WORK INSTRUCTIONS:
Write the data below out exactly as it stands. Do not include the pictures.

______

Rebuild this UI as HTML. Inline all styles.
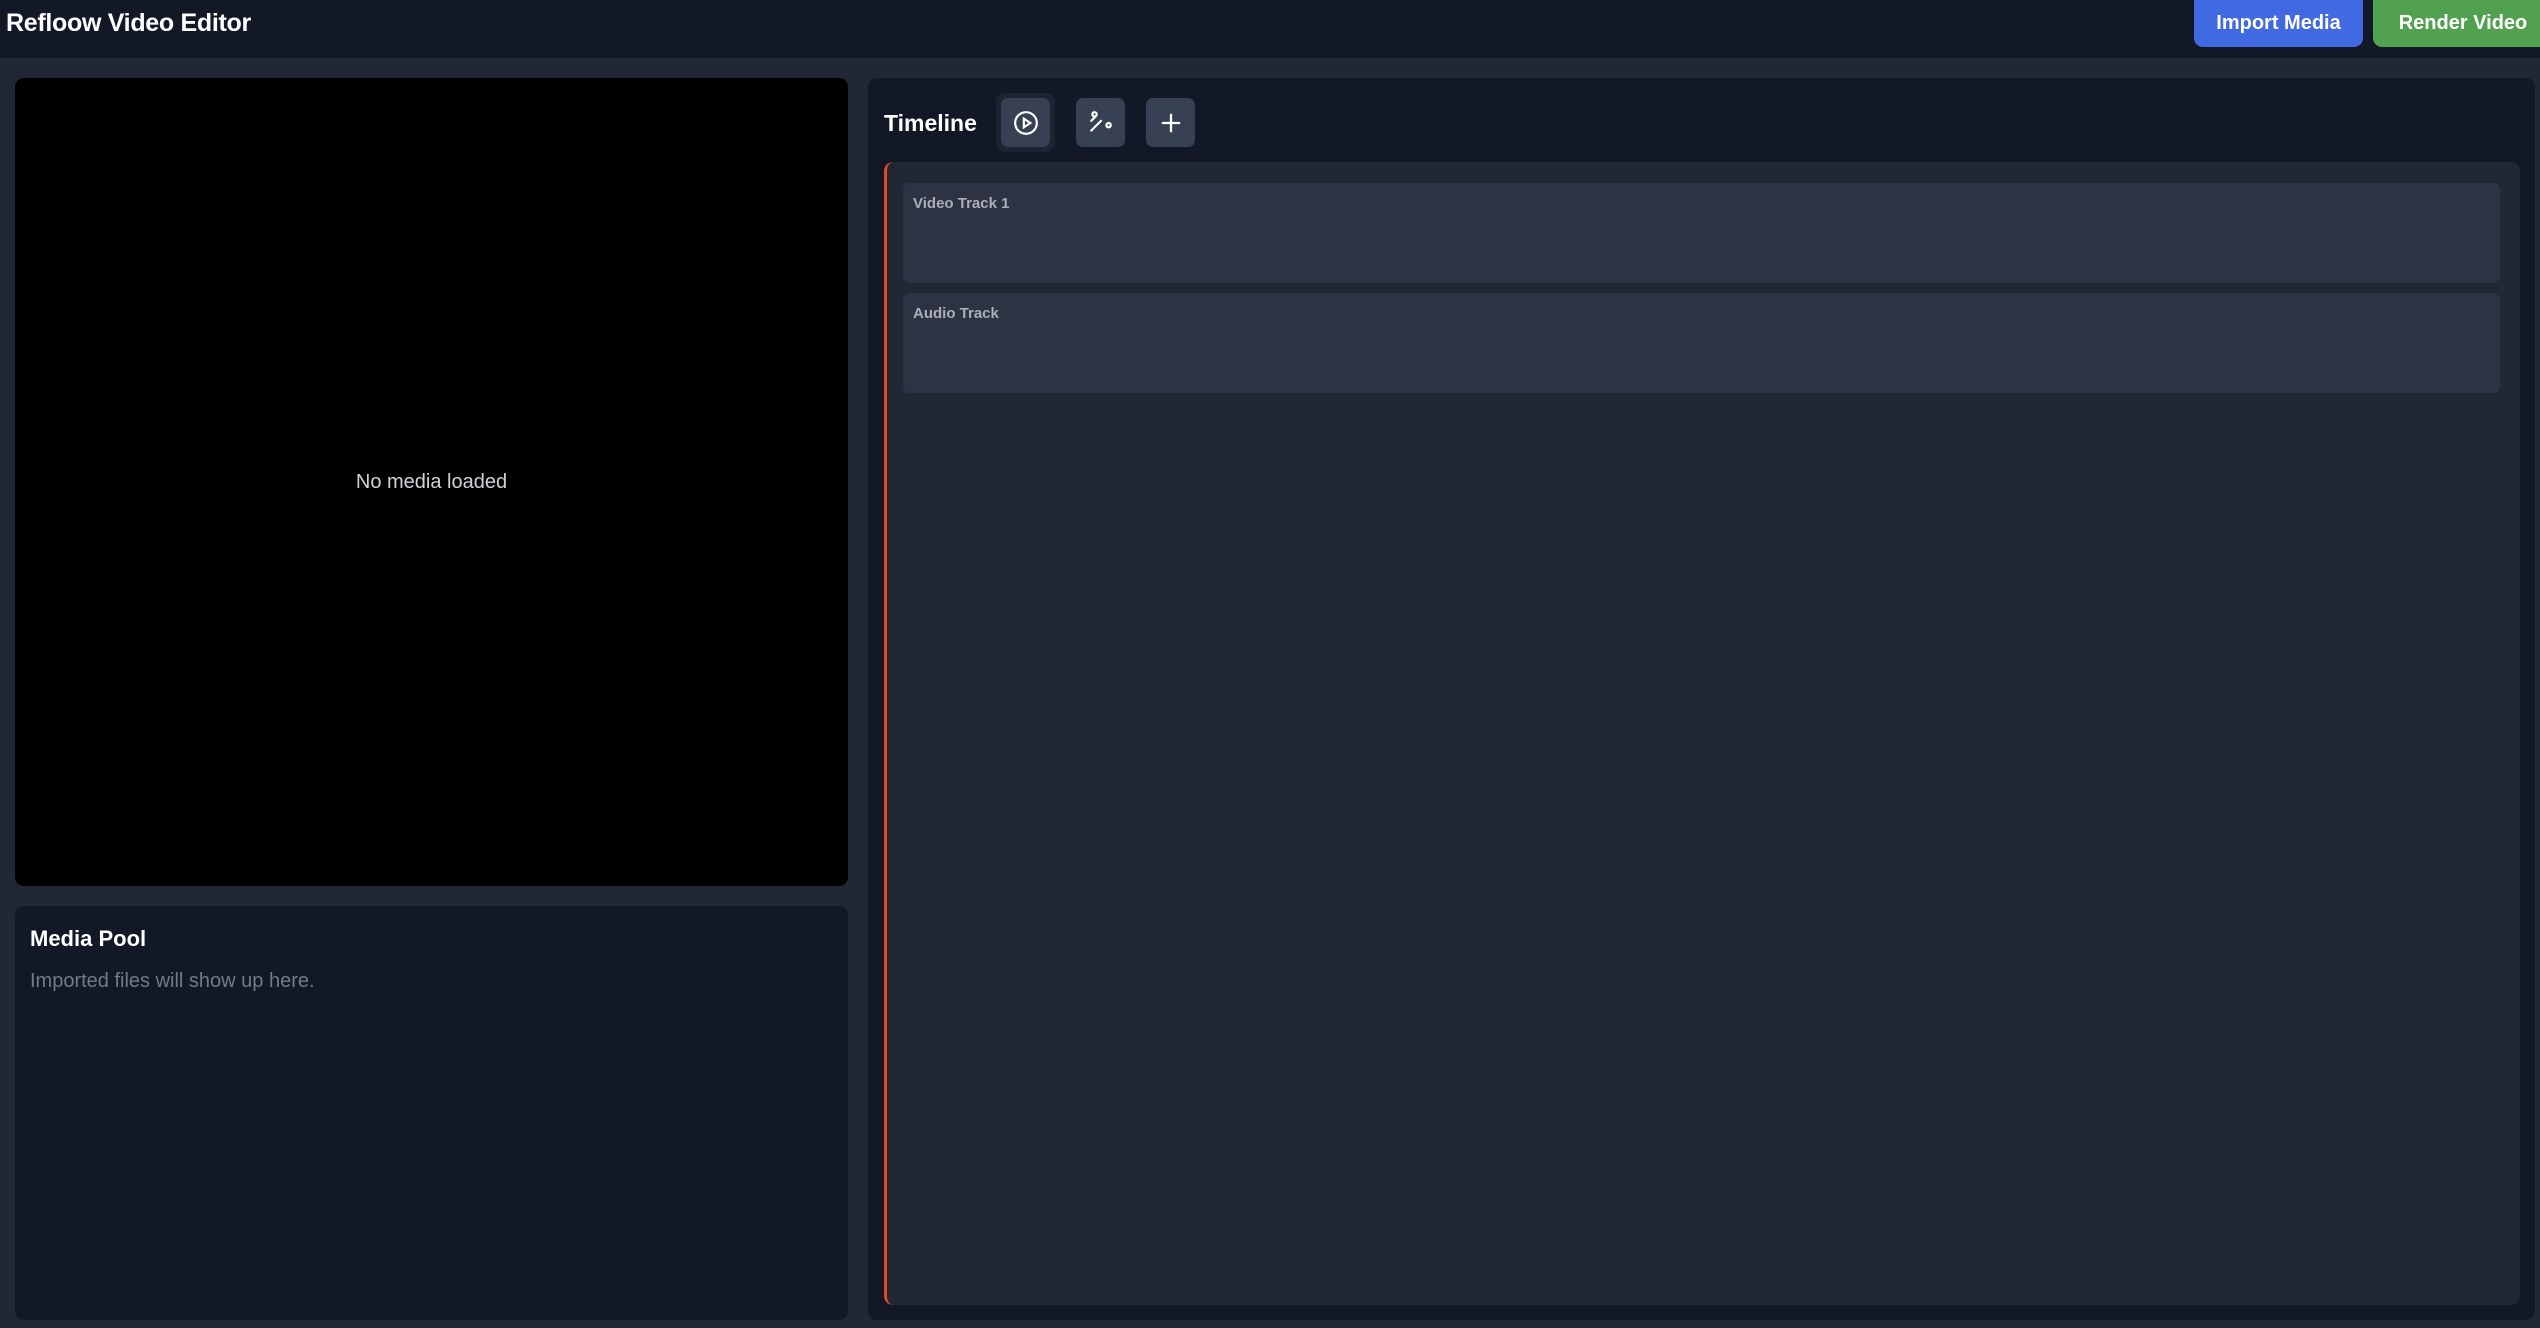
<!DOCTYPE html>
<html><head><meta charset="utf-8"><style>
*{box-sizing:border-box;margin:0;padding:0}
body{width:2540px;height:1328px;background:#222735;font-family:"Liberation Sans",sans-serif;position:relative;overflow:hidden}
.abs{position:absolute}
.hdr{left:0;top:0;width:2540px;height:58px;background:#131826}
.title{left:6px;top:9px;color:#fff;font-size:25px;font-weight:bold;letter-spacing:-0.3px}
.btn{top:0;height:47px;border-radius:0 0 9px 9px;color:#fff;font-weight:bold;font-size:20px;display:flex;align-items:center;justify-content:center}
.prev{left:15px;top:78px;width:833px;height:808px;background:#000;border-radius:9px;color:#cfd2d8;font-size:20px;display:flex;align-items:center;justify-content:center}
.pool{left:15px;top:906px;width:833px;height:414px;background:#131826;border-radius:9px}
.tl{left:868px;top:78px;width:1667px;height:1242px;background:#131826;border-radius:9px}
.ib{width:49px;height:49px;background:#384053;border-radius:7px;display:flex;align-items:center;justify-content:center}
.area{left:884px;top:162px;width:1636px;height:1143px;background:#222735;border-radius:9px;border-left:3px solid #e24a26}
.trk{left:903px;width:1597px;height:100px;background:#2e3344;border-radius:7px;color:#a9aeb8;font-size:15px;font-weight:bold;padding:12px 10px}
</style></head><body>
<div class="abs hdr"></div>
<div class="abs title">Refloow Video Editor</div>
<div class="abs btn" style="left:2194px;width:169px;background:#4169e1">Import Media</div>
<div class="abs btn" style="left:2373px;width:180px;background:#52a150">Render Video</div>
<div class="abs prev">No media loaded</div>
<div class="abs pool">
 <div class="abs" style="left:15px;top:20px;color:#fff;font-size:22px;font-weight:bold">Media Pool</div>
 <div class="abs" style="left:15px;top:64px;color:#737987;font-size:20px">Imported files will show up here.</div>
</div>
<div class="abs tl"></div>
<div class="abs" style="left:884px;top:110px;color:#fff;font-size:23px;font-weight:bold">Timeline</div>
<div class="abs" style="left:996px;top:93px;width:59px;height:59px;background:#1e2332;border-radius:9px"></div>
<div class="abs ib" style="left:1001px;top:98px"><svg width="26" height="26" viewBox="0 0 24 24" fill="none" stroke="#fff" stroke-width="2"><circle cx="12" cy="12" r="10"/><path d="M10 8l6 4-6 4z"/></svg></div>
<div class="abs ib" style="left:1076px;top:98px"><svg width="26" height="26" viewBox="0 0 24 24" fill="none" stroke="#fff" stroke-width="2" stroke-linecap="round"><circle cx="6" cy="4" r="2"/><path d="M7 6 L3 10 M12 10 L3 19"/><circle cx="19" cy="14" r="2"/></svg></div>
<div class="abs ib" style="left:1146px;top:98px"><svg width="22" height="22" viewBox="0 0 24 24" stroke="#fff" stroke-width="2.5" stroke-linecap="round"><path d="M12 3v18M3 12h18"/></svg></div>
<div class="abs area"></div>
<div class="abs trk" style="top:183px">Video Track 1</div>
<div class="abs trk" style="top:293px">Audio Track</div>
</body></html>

______

ANSWER FOR THIS EXERCISE:
Rebuild this UI as HTML. Inline all styles.
<!DOCTYPE html>
<html><head><meta charset="utf-8"><style>
*{box-sizing:border-box;margin:0;padding:0}
body{width:2540px;height:1328px;background:#222735;font-family:"Liberation Sans",sans-serif;position:relative;overflow:hidden}
.abs{position:absolute}
.hdr{left:0;top:0;width:2540px;height:58px;background:#131826}
.title{left:6px;top:9px;color:#fff;font-size:25px;font-weight:bold;letter-spacing:-0.3px}
.btn{top:0;height:47px;border-radius:0 0 9px 9px;color:#fff;font-weight:bold;font-size:20px;display:flex;align-items:center;justify-content:center}
.prev{left:15px;top:78px;width:833px;height:808px;background:#000;border-radius:9px;color:#cfd2d8;font-size:20px;display:flex;align-items:center;justify-content:center}
.pool{left:15px;top:906px;width:833px;height:414px;background:#131826;border-radius:9px}
.tl{left:868px;top:78px;width:1667px;height:1242px;background:#131826;border-radius:9px}
.ib{width:49px;height:49px;background:#384053;border-radius:7px;display:flex;align-items:center;justify-content:center}
.area{left:884px;top:162px;width:1636px;height:1143px;background:#222735;border-radius:9px;border-left:3px solid #e24a26}
.trk{left:903px;width:1597px;height:100px;background:#2e3344;border-radius:7px;color:#a9aeb8;font-size:15px;font-weight:bold;padding:12px 10px}
</style></head><body>
<div class="abs hdr"></div>
<div class="abs title">Refloow Video Editor</div>
<div class="abs btn" style="left:2194px;width:169px;background:#4169e1">Import Media</div>
<div class="abs btn" style="left:2373px;width:180px;background:#52a150">Render Video</div>
<div class="abs prev">No media loaded</div>
<div class="abs pool">
 <div class="abs" style="left:15px;top:20px;color:#fff;font-size:22px;font-weight:bold">Media Pool</div>
 <div class="abs" style="left:15px;top:64px;color:#737987;font-size:20px">Imported files will show up here.</div>
</div>
<div class="abs tl"></div>
<div class="abs" style="left:884px;top:110px;color:#fff;font-size:23px;font-weight:bold">Timeline</div>
<div class="abs" style="left:996px;top:93px;width:59px;height:59px;background:#1e2332;border-radius:9px"></div>
<div class="abs ib" style="left:1001px;top:98px"><svg width="26" height="26" viewBox="0 0 24 24" fill="none" stroke="#fff" stroke-width="2"><circle cx="12" cy="12" r="10"/><path d="M10 8l6 4-6 4z"/></svg></div>
<div class="abs ib" style="left:1076px;top:98px"><svg width="26" height="26" viewBox="0 0 24 24" fill="none" stroke="#fff" stroke-width="2" stroke-linecap="round"><circle cx="6" cy="4" r="2"/><path d="M7 6 L3 10 M12 10 L3 19"/><circle cx="19" cy="14" r="2"/></svg></div>
<div class="abs ib" style="left:1146px;top:98px"><svg width="22" height="22" viewBox="0 0 24 24" stroke="#fff" stroke-width="2.5" stroke-linecap="round"><path d="M12 3v18M3 12h18"/></svg></div>
<div class="abs area"></div>
<div class="abs trk" style="top:183px">Video Track 1</div>
<div class="abs trk" style="top:293px">Audio Track</div>
</body></html>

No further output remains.